The Hard Problem of Social Media: Run Rabbit Run
Well hello again, December.
This is the one year anniversary of the most popular thing I’ve ever written on the Substack platform and it was about how that platform is going to be in trouble if it didn’t figure out what it wanted to be:
Now we’re back, sleighbells are ringing, and it’s time to play my favourite Christmas game, which I call Let’s Find Out What S Peter Davis Was Right About This Year.
I have no reason to believe any of the staff at Substack read my piece last December, nor have they ever shown particular interest in taking advice from the community. And that’s fine, who the hell am I? Not someone with any particular expertise, nor a huge following. I’m no Alex Dobrenko, that’s for sure.
Nonetheless, 2024 has been a very big year for social media, but one thing that has not changed is that Substack still can’t figure out what it wants to be. It’s a social media platform that doesn’t know anything about social media platforms and they don’t care to learn because they deny being a social media platform even though its primary selling point is its network effect.
Thing is, simply saying that you’re not a social network doesn’t magically absolve you of the need to do any of the work involved with that, and just dropping in every once in a while to sarcastically bitch about people asking you very valid questions doesn’t count.

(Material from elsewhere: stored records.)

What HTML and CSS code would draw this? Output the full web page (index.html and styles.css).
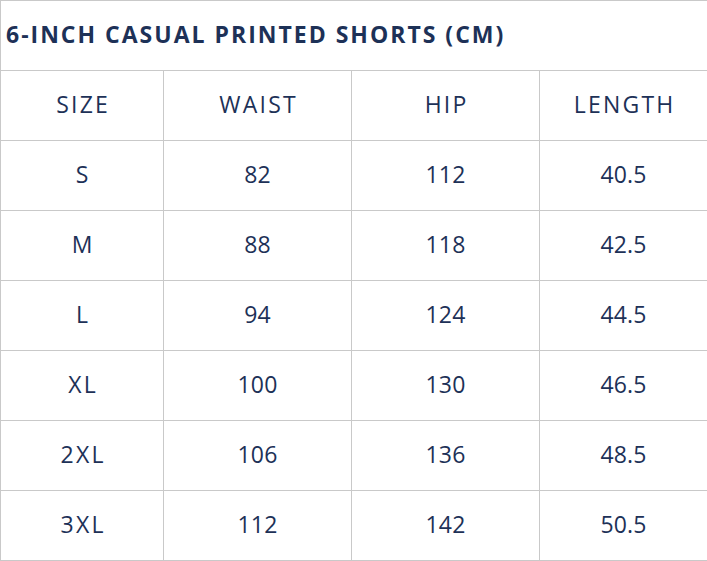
FILE: index.html
```html
<!DOCTYPE html>
<html>
<head>
<meta charset="utf-8">
<link rel="stylesheet" href="styles.css">
</head>
<body>
<table class="chart">
  <colgroup>
    <col class="c1"><col class="c2"><col class="c3"><col class="c4">
  </colgroup>
  <tr><th class="title" colspan="4">6-INCH CASUAL PRINTED SHORTS (CM)</th></tr>
  <tr class="head"><td>SIZE</td><td>WAIST</td><td>HIP</td><td>LENGTH</td></tr>
  <tr><td class="size">S</td><td>82</td><td>112</td><td>40.5</td></tr>
  <tr><td class="size">M</td><td>88</td><td>118</td><td>42.5</td></tr>
  <tr><td class="size">L</td><td>94</td><td>124</td><td>44.5</td></tr>
  <tr><td class="size">XL</td><td>100</td><td>130</td><td>46.5</td></tr>
  <tr><td class="size">2XL</td><td>106</td><td>136</td><td>48.5</td></tr>
  <tr><td class="size">3XL</td><td>112</td><td>142</td><td>50.5</td></tr>
</table>
</body>
</html>
```
FILE: styles.css
```css
html, body {
  margin: 0;
  padding: 0;
  background: #ffffff;
}
.chart {
  border-collapse: collapse;
  width: 707px;
  table-layout: fixed;
  font-family: "Open Sans", "Liberation Sans", sans-serif;
  color: #1d3157;
}
.c1 { width: 163px; }
.c2 { width: 188px; }
.c3 { width: 188px; }
.c4 { width: 168px; }
.chart th, .chart td {
  border: 1px solid #c9c9c9;
  height: 65px;
  padding: 0 0 4px 0;
  text-align: center;
  font-size: 23px;
  font-weight: 400;
  letter-spacing: 0.2px;
}
.chart .head td {
  letter-spacing: 2.2px;
  text-indent: 2.2px;
}
.chart td.size {
  letter-spacing: 2.2px;
  text-indent: 2.2px;
}
.chart th.title {
  text-align: left;
  padding: 0 0 4px 5px;
  font-weight: 700;
  letter-spacing: 2px;
}
```
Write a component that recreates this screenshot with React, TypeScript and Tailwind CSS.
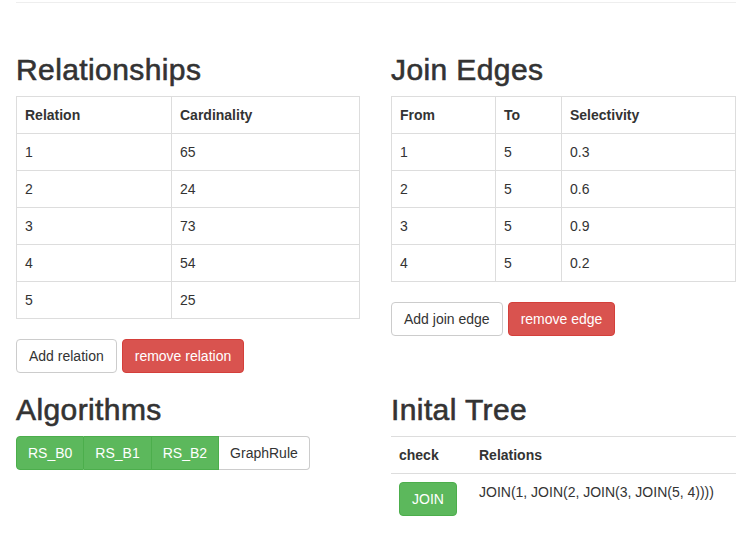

My main thesis was this: One, a key goal for social media companies, their Holy Grail of sorts, is to figure out how to emulsify a wide range of social and political beliefs, some aggressively opposed to each other, into the same community without it breaking apart. Nobody has figured out how to do this very well yet.
Two, you cannot force people to use a social media platform, and certain types of content (such as pornography or bigotry) tend to take over a platform if it is unrestricted because it pushes out people who don’t want to be around it. I call this liquid content because it fills the shape of its container.
Platforms usually attempt the laziest possible strategy of fostering an emulsified community by simply citing “free speech” and largely just letting anyone say what they want within the law, but because you can’t force people to participate, this degrades into a monoculture over time. Platforms that don’t moderate pornography eventually become porn websites, platforms that don’t moderate white supremacy eventually become white supremacy websites, etc.
Twitter—that is, back when that’s what it was called—did a decent but imperfect job of maintaining a community in which the very broad center was able to exist in uneasy ceasefire.
Pre-2022 Twitter was maybe the closest thing to the so-called “town square” concept that anyone had achieved to date. It was a very center-liberal website. They had that Overton window wedged open as far as anyone has ever managed.
The problem for Elon Musk was that it nonetheless didn’t allow straight up white supremacists, so it still wasn’t providing the full breadth of speech that he was interested in seeing. So he fired the content moderators, shuttered the trust and safety department, and removed the “no Nazis” rule. You know, just to let them have a seat at the table like everyone else. Fair’s fair.